Why isn't my CarPlay automation running automatically?
The two most common causes are confirmation settings and timing. Make sure "Ask Before Running" is off and "Run Immediately" is enabled. If it still fails, add a Wait action of 5–10 seconds at the very beginning of your automation to give CarPlay time to fully initialize.
Can I add a shortcut icon to the CarPlay home screen?
No, this isn't currently supported. CarPlay only displays app icons. The only way to manually trigger a shortcut while CarPlay is active is through Siri voice commands.
Do CarPlay shortcuts work with wireless CarPlay?
Yes. The CarPlay trigger in Shortcuts fires on both wired and wireless connections. iOS listens for the system event regardless of how the CarPlay session is established.
Will Driving Focus mode block my CarPlay automations?
No. Focus modes control notification delivery and app behavior, not Shortcuts automations. Your CarPlay-triggered automations will continue to run even when Driving Focus is active.
Can I use CarPlay shortcuts on a car that only has Bluetooth?
Yes, using the Bluetooth trigger in Personal Automations instead of the CarPlay trigger. Select your car from the list of paired Bluetooth devices. The setup works similarly, though Bluetooth triggers can re-fire if the connection drops and reconnects mid-drive.
Are CarPlay shortcuts safe to use while driving?
Background automations that run silently — starting music, setting Focus, logging trips — add very little to driver workload and can actually reduce how much you need to touch the screen. Spoken briefings and complex voice interactions are more nuanced. Research shows even voice interactions with CarPlay can slow reaction times meaningfully, so keep any spoken content short and time it for low-demand moments in your drive.
What happens to my CarPlay shortcuts if I get a new car?
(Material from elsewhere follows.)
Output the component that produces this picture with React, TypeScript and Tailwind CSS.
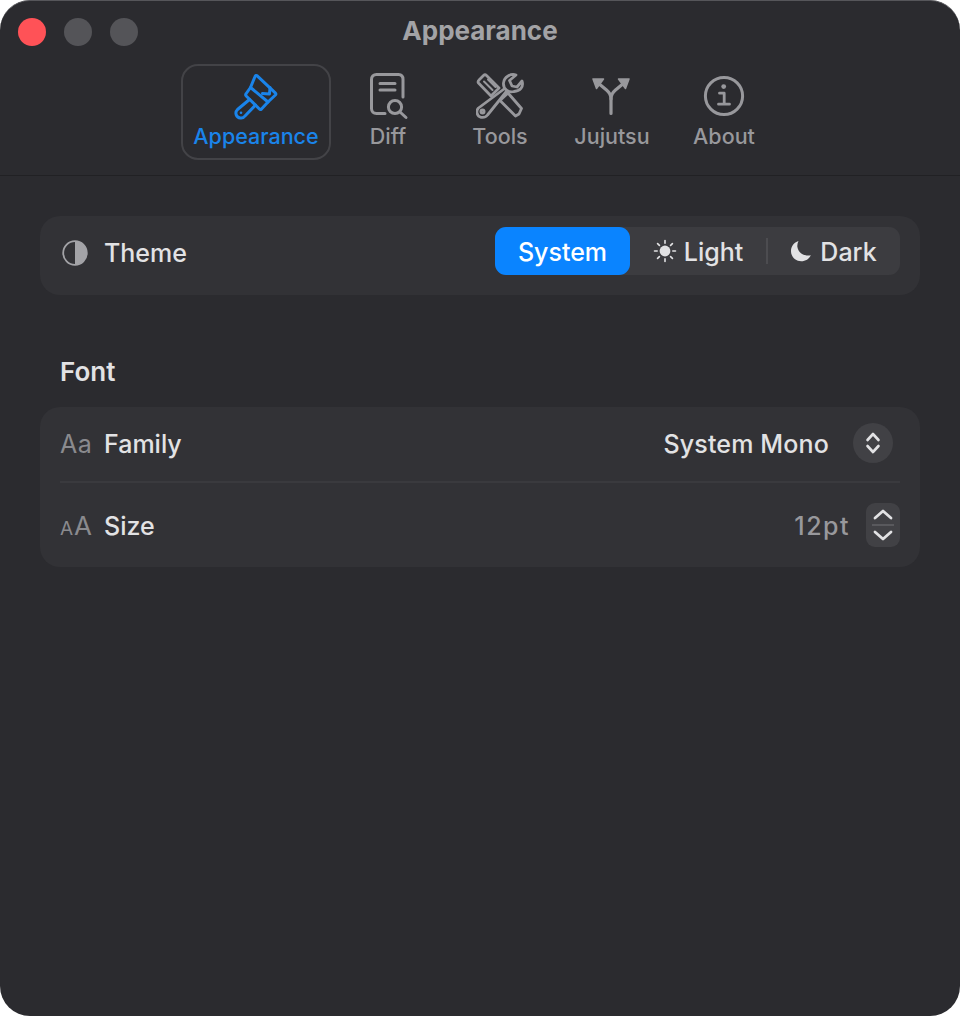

Your shortcuts live on your iPhone, not in the car. As long as the new car supports CarPlay, your automations will work exactly as configured. If you have location-based conditions in your shortcuts — like checking if you're at home — those will adapt automatically since they're using your phone's GPS. Note that some automakers, like GM, are planning to phase out CarPlay support in future vehicles, so it's worth checking compatibility if you're buying a new car.